Latest Poll – FASEA Extensions

Will the proposed FASEA extensions have a positive impact on your plans for the future of your advice business?

  • Yes (53%)
  • No (36%)
  • Not sure (10%)

Our latest poll asks you to consider the impact of the proposed FASEA time extensions on your business.

Announced (eventually!) at last week’s AFA Conference, the extensions, which must still be passed by both Houses of Parliament, will now require advisers to:

  • Complete the FASEA-approved exam by 1 January 2022 (one additional year)
  • Meet FASEA’s qualification requirements by 1 January 2026 (two additional years)

To what extent will these concessions have an impact on you and your advice business? Will it offer you the breathing space you need to pass the exam and achieve your minimum education qualifications while still managing to operate your business as well as maintain a life outside your business?

If so, we presume this will be a positive development for you and for your business in what – for many – is a particularly difficult transition period, given the volume and scope of recent regulatory reforms imposed on the advice sector.

We appreciate the underlying opposition from many advisers to the FASEA exam and the new minimum education standards, but given there appears to be no turning back, will these time extensions make a difference for you?

Let us know what you think and we’ll report back next week…

  • Jeremy Wright

    There is always a turning back if the direction you are taking will send you off a cliff.

    The only people who matter in this debate, are the ones who will be the most affected.

    The Australian public will be impacted negatively as a result of what the Government and the regulators are doing, though this is an indirect impact.

    The Retail Life Insurance Industry has started to decline and it will decline rapidly upon thousands of experienced risk advisers exiting due to this insane FASEA restriction of trade.

    The way to stop falling off the cliff, is to change direction and this change must be to scrap FASEA for experienced risk advisers.

    This is not negotiable.

    • Squeaky_1

      We need you in Canberra, Jeremy, saying exactly this to clueless pollies. It is great to see you commenting here, you are in my opinion the most capable wordsmith among us. However it is all for nought if the pollies, life companies and news outlets don’t read your strong words here. I do hope at least you are somehow getting your common sense and providential words into the ears of life company execs as I once knew you to do.

  • PS

    As a 30+ year risky it is not about timelines it is about content. Tackling my mandatory CPD points using Kaplan, I can find little to nothing about ‘insurance’ which is all I do. It is irrelevant to me – ‘how many 85+ years old say they’re in poor health’ or ‘reporting abuse in aged care facilities’. My 89 year old mother is in aged care so I already know what to do!!!

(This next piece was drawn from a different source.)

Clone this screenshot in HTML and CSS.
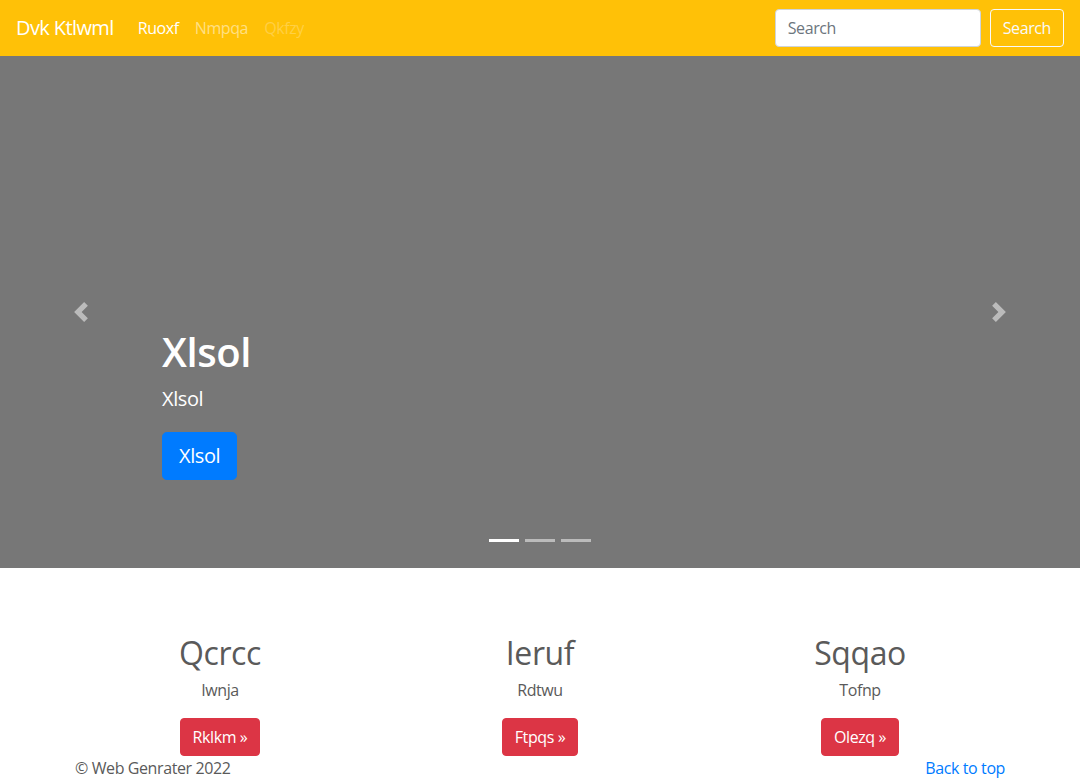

    As Jeremy says, FASEA is of NO relevance to specialist risk writers and our 20, 30 and 40 year experienced risk advisers should be recognised for just that – EXPERIENCE! It trumps any degree, any day of the week.

    Just ask your AFSL Manager what they think of the the new crop of tertiary qualified young people fronting up to them. They know about the special age 65 super contribution on sale of the primary residence, but ask them how they would go about advising and ‘selling’, yes that’s right, ‘selling’ a risk insurance policy and they wouldn’t know where to start.

    • Squeaky_1

      POWERFUL – great words PS!

  • Ken

    The industry is reeling from over a Billion dollars in IP claims What do they think is going to happen when thousands of advisers leave the industry killing off their major source of new business income to cover the demand in claims
    Do they think they can just walk away ? Who will continue to pay the claims and for how long ?? Let the government wrestle with that one on top of the private health industry that is also almost on its knees
    Trying to trim commissions Greedy 2 year claw backs are penny pinching ideas for survival that won’t last much longer
    They need constructive and realistic underwriting not decline after decline ( the three strikes and your out is ridiculous)
    As Jeremy has stated it’s not just the advisers heading to the cliff it’s the insurance companies who are quickly following like Lemmings
    If they don’t stop and re work this total FAESA and LIF fiasco the aftermath will
    resemble a train wreck

    • Squeaky_1

      Couldn’t agree more Ken – well stated on all points!